Keep English as Mother tongue (you), Dutch as school language, and French with your partner. Always. Reinforce the French later with something like Scouts or some other regular activity.
Junior will be totally trilingual by end of secondary school.
Don't take my word for it - read a book or 2 on bilingualism in children.
Hi
I think you have the right idea, just a couple of comments. If you want the French to be strong enough, your husband would have to speak French all the time, ie to you not just to the child. Having a child in a Flemish speaking school is not easy. After the first year of kleuter klass they expect parent meetings etc to be in Flemish. And the homework will be in Flemish. Someone has to be able to help the child to read etc. I have always spoken English to my child, and my husband, and my husband French. We put him in a Flemish crèche and then a Flemish school. He managed fine, speaks all three languages. But after 2 years at the Flemish pre- school we moved him to a French speaking school. I speak Flemish, but I still found it difficult coping with Flemish at school meetings, etc My French is much better. We also thought French is a much harder language to learn to write and it would be better if he had a good grounding in that. When we take him where there are Flemish children he communicates with them, and he will start learning Flemish at school next year. He himself is much happier speaking like daddy - French
What about the option of choosing NL immersion class in a French school? As mentioned above the parent teacher/school interaction is also important as well as parents ability to help with homework etc. If your child goes to Flemish school you need to have sufficient level in that language too (though learning it could be a nice challenge for you too :-)
A good reference book for multilingual families is Una Cunningham's Growing up with two languages. In addition to child's learning curve the decision to raise kids multilingual (or monolingual) has lot of other aspects too. For example how are you going to communicate as family, what happens if (when) not all the children learn the languages as easily, what about relations with grandparents and rest of the larger family etc.

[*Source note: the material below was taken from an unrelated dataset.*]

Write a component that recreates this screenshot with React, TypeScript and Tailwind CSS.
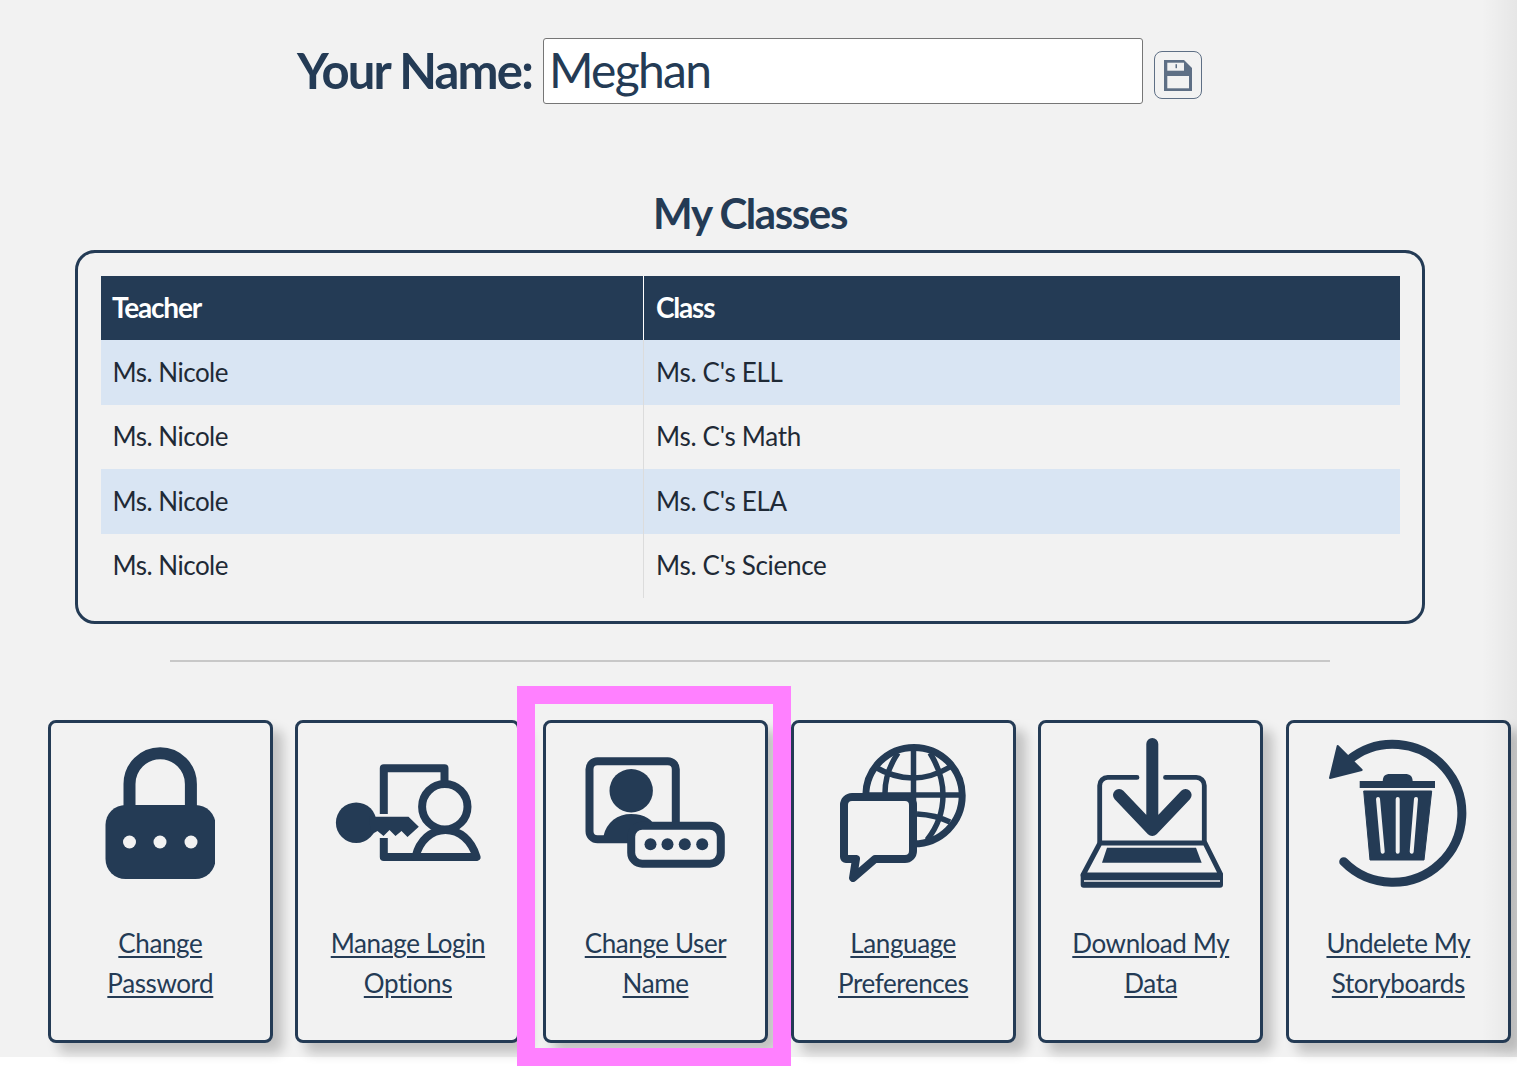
import type { ReactNode } from "react";

const NAVY = "#243b55";
const BG = "#f2f2f2";

const rows = [
  { teacher: "Ms. Nicole", name: "Ms. C's ELL" },
  { teacher: "Ms. Nicole", name: "Ms. C's Math" },
  { teacher: "Ms. Nicole", name: "Ms. C's ELA" },
  { teacher: "Ms. Nicole", name: "Ms. C's Science" },
];

// ── Icons ─────────────────────────────────────────────────────────────────────

function LockIcon() {
  return (
    <svg width="110" height="133" viewBox="-0.5 0 110 133">
      <path d="M24 66V37a30.7 30.7 0 0 1 61.4 0v29" fill="none" stroke={NAVY} strokeWidth="12" />
      <rect x="0" y="58" width="110" height="74" rx="20" fill={NAVY} />
      <circle cx="24" cy="95" r="6.5" fill={BG} />
      <circle cx="54.5" cy="95" r="6.5" fill={BG} />
      <circle cx="85.5" cy="95" r="6.5" fill={BG} />
    </svg>
  );
}

function LoginIcon() {
  return (
    <svg width="146" height="102" viewBox="-0.5 0 146 102">
      <path d="M48.3 52V6.3H109V20M48.3 76V95H80" fill="none" stroke={NAVY} strokeWidth="8" strokeLinejoin="round" />
      <path d="M80 95h62" stroke={NAVY} strokeWidth="8" />
      <circle cx="109.3" cy="44.7" r="22.7" fill={BG} stroke={NAVY} strokeWidth="8" />
      <path d="M80 95C84 78 96 68 110 68S136 78 141 95Z" fill={BG} stroke={NAVY} strokeWidth="8" strokeLinejoin="round" />
      <circle cx="20.7" cy="60.7" r="20.3" fill={NAVY} />
      <path d="M34 54.7H73L83.3 64.7 72 75 66 69 60 74 54 68 48 74 42 69 35 73Z" fill={NAVY} />
    </svg>
  );
}

function UserNameIcon() {
  return (
    <svg width="142" height="113" viewBox="0.5 0 142 113">
      <rect x="5" y="5.3" width="86.3" height="78" rx="8" fill={BG} stroke={NAVY} strokeWidth="8" />
      <circle cx="46.7" cy="34.7" r="21.7" fill={NAVY} />
      <path d="M19 80C22 66 33 58 46.7 58S68 64 72 72V80Z" fill={NAVY} />
      <rect x="46.7" y="69.7" width="89.6" height="38" rx="11" fill={BG} stroke={NAVY} strokeWidth="8" />
      <circle cx="66" cy="88.3" r="6" fill={NAVY} />
      <circle cx="83" cy="88.3" r="6" fill={NAVY} />
      <circle cx="100.3" cy="88.3" r="6" fill={NAVY} />
      <circle cx="117.7" cy="88.3" r="6" fill={NAVY} />
    </svg>
  );
}

function LanguageIcon() {
  return (
    <svg width="130" height="140" viewBox="0 0 130 140">
      <g fill="none" stroke={NAVY} strokeWidth="5.5">
        <circle cx="76" cy="53.6" r="48.2" strokeWidth="7" />
        <path d="M75.5 4v98M28 53h96" />
        <path d="M37 25Q75 47 112 25M60 11Q47 30 47 51M92 11Q105 32 105 53 105 78 89 98M79 72Q98 73 112 80" />
      </g>
      <path d="M14 55H67A8 8 0 0 1 75 63V109A8 8 0 0 1 67 117H37L15 136 18 117H8A2 2 0 0 1 6 115V63A8 8 0 0 1 14 55Z" fill={BG} stroke={NAVY} strokeWidth="8" strokeLinejoin="round" />
    </svg>
  );
}

function DownloadIcon() {
  return (
    <svg width="144" height="155" viewBox="-1 0 144 155">
      <path d="M57 42.4H27.7a8 8 0 0 0-8 8V107M85.5 42.4H116.3a8 8 0 0 1 8 8V107" fill="none" stroke={NAVY} strokeWidth="4.8" strokeLinecap="round" />
      <path d="M20 108H125L141 140H3Z" fill="none" stroke={NAVY} strokeWidth="5" strokeLinejoin="round" />
      <rect x="0.7" y="138" width="142.3" height="14.7" rx="3" fill={NAVY} />
      <path d="M4 146H140" stroke={BG} strokeWidth="1.6" />
      <path d="M27 112.7H116L121.7 127.7H22Z" fill={NAVY} />
      <path d="M72.3 9V95M39 60L72.3 95 105.6 60" fill="none" stroke={NAVY} strokeWidth="12" strokeLinecap="round" strokeLinejoin="round" />
    </svg>
  );
}

function UndeleteIcon() {
  return (
    <svg width="145" height="155" viewBox="0 0 145 155">
      <path d="M23 25A69 69 0 1 1 17.7 126.7" fill="none" stroke={NAVY} strokeWidth="9" strokeLinecap="round" />
      <path d="M11.7 11L4 43 35.7 35Z" fill={NAVY} stroke={NAVY} strokeWidth="2" strokeLinejoin="round" />
      <path d="M33.7 49.5H109" stroke={NAVY} strokeWidth="7" />
      <path d="M56.7 47C56.7 41 59 39 64 39H79C84 39 86.7 41 86.7 47Z" fill={NAVY} />
      <path d="M37.7 56H105.7L98 125H44Z" fill={NAVY} stroke={NAVY} strokeWidth="1" strokeLinejoin="round" />
      <path d="M52 64L56.7 116.7M71.7 64V116.7M90 64L85.7 116.7" stroke={BG} strokeWidth="4" strokeLinecap="round" />
    </svg>
  );
}

function SaveIcon() {
  return (
    <svg width="28" height="31" viewBox="0 0 28 31">
      <path d="M0 0H20L28 8V31H0Z" fill="#5e6f85" />
      <rect x="3.3" y="2.7" width="16.7" height="8" fill={BG} />
      <rect x="11.5" y="4.2" width="1.5" height="4" fill="#5e6f85" />
      <rect x="3.3" y="16" width="21.7" height="12.3" fill={BG} />
    </svg>
  );
}

// ── Account card ──────────────────────────────────────────────────────────────

function ActionCard({ icon, top, bottom, iconBox }: { icon: ReactNode; top: string; bottom: string; iconBox: string }) {
  return (
    <div className="flex h-[323px] w-[225px] shrink-0 flex-col items-center rounded-lg border-[3px] border-[#243b55] bg-[#f2f2f2] shadow-[10px_10px_12px_rgba(0,0,0,0.2)]">
      <div className={`flex h-[190px] w-full justify-center ${iconBox}`}>{icon}</div>
      <a href="#" className="mt-[10px] text-center font-['Lato',sans-serif] text-[26px] leading-[40px] tracking-[-0.4px] text-[#243b55] underline underline-offset-[3px]">
        {top}
        <br />
        {bottom}
      </a>
    </div>
  );
}

// ── Page ──────────────────────────────────────────────────────────────────────

export default function App() {
  return (
    <div className="relative h-[1067px] overflow-hidden bg-white font-['Lato',sans-serif]">
      <div className="h-[1057px] bg-[#f2f2f2] pl-[48px] pt-[38px]">
        {/* Your name */}
        <div className="flex items-start pl-[249px]">
          <label className="w-[246px] text-[49px] font-bold leading-[64px] tracking-[-1.8px] text-[#243b55]">Your Name:</label>
          <input
            readOnly
            value="Meghan"
            className="h-[66px] w-[600px] rounded-[3px] border border-[#767676] bg-white pb-[2px] pl-[5px] font-['Lato',sans-serif] text-[48px] tracking-[-1.7px] text-[#243b55]"
          />
          <button className="ml-[11px] mt-[13px] flex h-[48px] w-[48px] items-center justify-center rounded-lg border border-[#5e6f85] bg-[#f2f2f2]">
            <SaveIcon />
          </button>
        </div>

        {/* Classes */}
        <h2 className="ml-[-48px] mt-[79px] w-[1500px] text-center text-[42px] font-bold leading-[60px] tracking-[-1.4px] text-[#243b55]">My Classes</h2>
        <div className="ml-[27px] mt-[7px] h-[374px] w-[1350px] rounded-[20px] border-[3px] border-[#243b55] p-[23px]">
          <div className="grid grid-cols-[543px_756px]">
            <div className="flex h-[64px] items-center border-r border-white bg-[#243b55] pb-[2px] pl-[11px] text-[28px] font-bold tracking-[-1.2px] text-white">Teacher</div>
            <div className="flex h-[64px] items-center bg-[#243b55] pb-[2px] pl-[12px] text-[28px] font-bold tracking-[-1.2px] text-white">Class</div>
            {rows.map((row, i) => (
              <div key={row.name} className="contents">
                <div className={`flex h-[64.5px] items-center border-r border-[#dcdcdc] pl-[11.5px] text-[26px] tracking-[-0.5px] text-[#1f2a36] ${i % 2 === 0 ? "bg-[#d9e5f3]" : ""}`}>{row.teacher}</div>
                <div className={`flex h-[64.5px] items-center pl-[12px] text-[26px] tracking-[-0.3px] text-[#1f2a36] ${i % 2 === 0 ? "bg-[#d9e5f3]" : ""}`}>{row.name}</div>
              </div>
            ))}
          </div>
        </div>
        <div className="ml-[122px] mt-[36px] h-[2px] w-[1160px] bg-[#c8c8c8]" />

        {/* Actions */}
        <div className="ml-[-0.2px] mt-[58px] flex gap-[22.62px]">
          <ActionCard icon={<LockIcon />} iconBox="pt-[24px]" top="Change" bottom="Password" />
          <ActionCard icon={<LoginIcon />} iconBox="pt-[39px]" top="Manage Login" bottom="Options" />
          <ActionCard icon={<UserNameIcon />} iconBox="pt-[33px]" top="Change User" bottom="Name" />
          <ActionCard icon={<LanguageIcon />} iconBox="pt-[19px]" top="Language" bottom="Preferences" />
          <ActionCard icon={<DownloadIcon />} iconBox="pt-[12px]" top="Download My" bottom="Data" />
          <ActionCard icon={<UndeleteIcon />} iconBox="pt-[12px]" top="Undelete My" bottom="Storyboards" />
        </div>
      </div>

      {/* Faint shade along the right edge */}
      <div className="pointer-events-none absolute right-0 top-0 h-[1057px] w-[35px] bg-gradient-to-r from-transparent to-black/5" />

      {/* Highlight annotation */}
      <div className="absolute left-[517px] top-[686px] h-[380px] w-[274px] border-[18px] border-[#ff80ff]" />
    </div>
  );
}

Hi Mercy sounds like you're doing the best thing. If you always speak one language at home and your partner a different one your child will just soak it up. Gets more complex once reading and writing begin. I have friends who speak Flemish as second or third language whose children thrived in Flemish schools and graduated with good results and were able to go to university in the UK even though no Flemish was spoken in the home. All the best
I agree with the others, it sounds like a good idea. There might be two downsides, though:
- If he goes to school in Dutch and is not an avid reader, he might end up having some trouble with French spelling. I have seen this with some people. However, the level of French classes in Dutch-language schools is generally good (and clearly superior to the level of Dutch classes in French-language schools), which helps in that regard.
- If your husband is not entirely comfortable with Dutch, as you seem to indicate, he might have some trouble helping out with homework, parent meetings, school letters, etc.
That said, this pales in comparison to the tremendous advantages that come from being trilingual on the Belgian job market (particularly the Brussels area). I would go as far as to say that it is almost as valuable as a degree, particularly when you have little experience otherwise. I have known twenty-somethings at my company to get hired almost purely on the basis of being perfectly bilingual (French-Dutch).
So you should go for it, but keep the different contexts clear, consistent and strictly separated so the child does not get confused or frustrated: always English with you, always French with the father, always Dutch in an educational context.